Our blog is full of lots of posts about how Mark and I joke around to pass time on the dogsled. Not today. Today was brutal. Coldest day yet. It was at least minus 30 Fahrenheit and the wind was howling. There was very little talking other than to confirm that all of our fingers and toes were working.
The ice was flat but if you rode the sled, you frooze. Our boots are rated to negative 145 degrees. It did not help. The cold brought a cease fire to the war for limited space on the sled because we had to take turns running next to the sled all day to stay warm. We covered 12 miles. It was a challenge to keep your mind focused. The cold zaps your ability to think.

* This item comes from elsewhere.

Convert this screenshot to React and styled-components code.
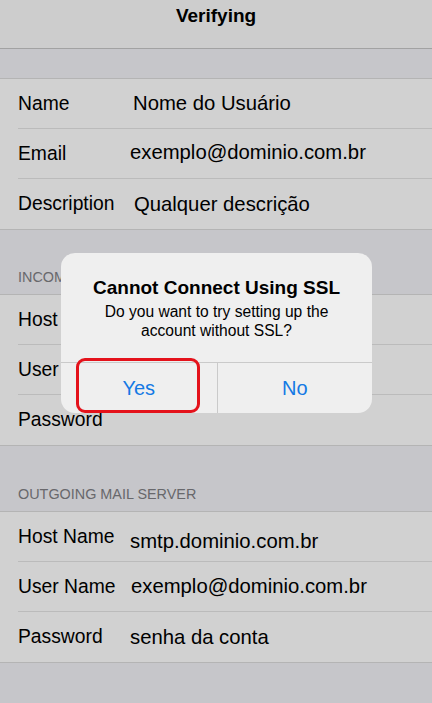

When we hit camp and set up the stove, Mark tossed a cup of boiling water in the air. It turned to steam. It is so cold that the only thing you can put your hand in are massive over mittens but you have no dexterity. When we stop for breaks, you have to drink. In order to do this you need to change gloves. Even a few seconds of exposed hands turns your hands numb. Our stove is shut off at night and we sleep in mummy bags. If you leave your Thermos of water out of the bag, it turns to a block of ice.

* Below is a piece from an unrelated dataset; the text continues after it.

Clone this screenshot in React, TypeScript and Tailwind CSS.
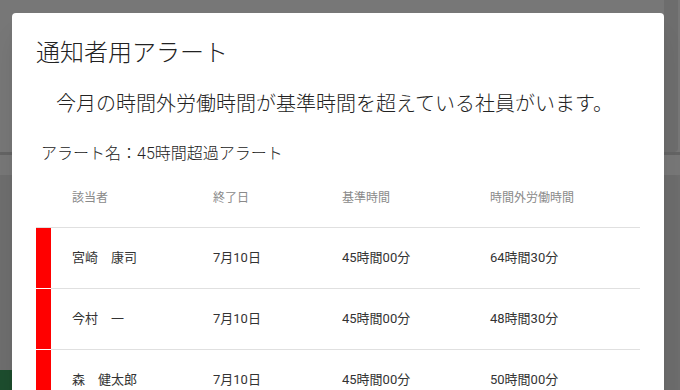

Unfortunately normally bodily functions are not deterred. If you have to go, you have to go. All you can do is try and go quick and endure. One of our dogs was struggling today. So we have a new tent mate tonight. He is quite happy. People ask us why we would want to go through all this stuff.
Both Mark and I agree. It is not just for the goal of reaching the pole. Believe it or not. It's for days like today. We both agree today was the most physically challenging thing we have ever done in our lives. We both love the challenge. Someone once said, until you fail, you do not truly know what your limits are. We are glad we did not fail today. It's kinda strange.
Mark and I are two guys who grew up in Iowa, being led by two Midwest guides. Our guide Maher pointed out that while today was tough, the four of us are on the longest dogsledding trip to the North Pole this year and the two degree distance has only been done less than 10 times on dogs. We planned on 18 days on the ice. Today was day 6. We are moving at a blazing pace. We are only 40 miles away. The arctic is unstable and lots of things could derail us but at this pace we will hit the pole in 11 days. We are gunning hard.